Japanese Professional Shogi Player

Ayumu Matsuo (松尾 歩, Matsuo Ayumu) is a Japanese professional shogi player ranked 8-dan.

==Early life==
Matsuo was born on March 29, 1980, in Nisshin, Aichi. His father, a professor at Nagoya University, taught him how to play shogi when he was a third-grade elementary school student, and he soon began regularly traveling to the Tokyo Shogi Kaikan to participate in official Japan Shogi Association training groups. Matsuo's training group results allowed him to enter the JSA's apprentice school at the rank of 6-kyū in March 1994 as a protegee of shogi professional Kazuharu Shoshi. After only one year as an apprentice, Matsuo achieved promotion to the rank of 1-kyū.

When he was a tenth-grade high school student, Matsuo asked his parents to allow him to leave school and move to Tokyo on his own so that he could fully focus on shogi. His parents were at first opposed to such a thing, but eventually changed their minds and gave their approval. Matsuo was promoted to 1-dan in 1997, and quickly advanced to the rank of 3-dan within eight months. Matsuo won the 3-dan League in his first attempt and was officially awarded professional status and the rank of 4-dan on April 1, 1999.

==Shogi professional==
Matsuo defeated Kazuki Kimura two games to none to win the 32nd Shinjin-Ō tournament—a tournament for shogi professionals age 26 and under who are also ranked 6-dan or lower and are not currently a major title holder—in 2001.

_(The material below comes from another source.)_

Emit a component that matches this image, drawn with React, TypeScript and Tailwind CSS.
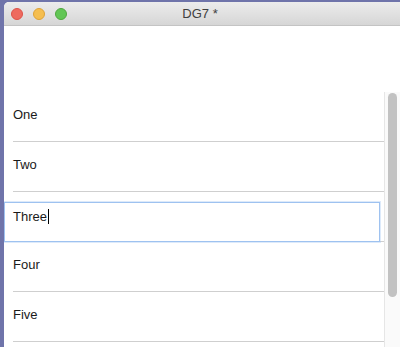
export default function App() {
  const rows = ["One", "Two", "Three", "Four", "Five"];

  return (
    <div className="h-[347px] w-[400px] overflow-hidden bg-[#6f74aa] pl-[4px] pt-[2px] font-['Liberation_Sans',Arial,sans-serif]">
      <div className="flex h-[360px] flex-col overflow-hidden rounded-tl-[5px] bg-white">
        {/* title bar */}
        <div className="relative flex h-[24px] shrink-0 items-center border-b border-[#c4c4c4] bg-gradient-to-b from-[#ececec] to-[#d6d6d6]">
          <div className="flex gap-[10px] pl-[7px]">
            <span className="h-[12px] w-[12px] rounded-full border border-[#dd5248] bg-[#ee6a5f]" />
            <span className="h-[12px] w-[12px] rounded-full border border-[#dea236] bg-[#f5be4f]" />
            <span className="h-[12px] w-[12px] rounded-full border border-[#4fa73f] bg-[#62c655]" />
          </div>
          <div className="absolute inset-0 flex items-center justify-center pr-[4px] text-[13px] text-[#404040]">
            DG7 *
          </div>
        </div>

        <div className="h-[66px] shrink-0" />

        <div className="flex flex-1">
          {/* list */}
          <div className="flex-1">
            {rows.map((label) =>
              label === "Three" ? (
                <div key={label} className="relative h-[50px]">
                  <div className="absolute bottom-0 left-[9px] right-0 h-px bg-[#cfcfcf]" />
                  <div className="absolute bottom-0 left-0 right-[4px] top-[10px] border border-[#9ec2f0] bg-white pl-[8px] pt-[3px] text-[13px] leading-[16px] text-[#1a1a1a] shadow-[0_0_0_1px_rgba(158,194,240,0.35)]">
                    Three
                    <span className="ml-px inline-block h-[15px] w-px translate-y-[3px] bg-black" />
                  </div>
                </div>
              ) : (
                <div key={label} className="h-[50px]">
                  <div className="h-[49px] pl-[9px] pt-[15px] text-[13px] leading-[16px] text-[#1a1a1a]">
                    {label}
                  </div>
                  <div className="ml-[9px] h-px bg-[#cfcfcf]" />
                </div>
              )
            )}
          </div>

          {/* scrollbar */}
          <div className="w-[16px] shrink-0 border-l border-[#e6e6e6] bg-[#fafafa] pl-[3px] pt-[1px]">
            <div className="h-[204px] w-[9px] rounded-full bg-[#c2c2c2]" />
          </div>
        </div>
      </div>
    </div>
  );
}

Matsuo became the 66th professional to win 600 official games and be awarded the "Shogi Honor Award" when he defeated Daichi Sasaki in a 97th Kisei tournament preliminary round game on November 13, 2025.

=== Promotion history ===
The promotion history of Matsuo is as follows:
- 6-kyū: March 1994
- 1-dan: 1997
- 4-dan: April 1, 1999
- 5-dan: April 1, 2002
- 6-dan: April 21, 2006
- 7-dan: September 27, 2007
- 8-dan: July 2, 2015

===Titles and other championships===
Matsuo has yet to appear in a major title match, but he has won one non-title tournament.

===Awards and honors===
Matsuo received the Japan Shogi Association Annual Shogi Awards for "Best New Player" in 2001, the Kōzō Masuda Award in 2013 and "Special Game of the Year" in 2020.

===Year-end prize money and game fee ranking===
Matsuo has finished in the "Top 10" of the JSA's year-end prize money and game fee rankings once: he finished 9th with JPY 19,850,000 in earnings in 2017.

==Personal life==
Mastuo married women's professional shogi player and fellow Shoshi protegee Kaori Uekawa in April 2005. However, the Ladies Professional Shogi-players' Association of Japan announced on December 1, 2014, that Uekawa would no longer be competing under the name "Matsuo".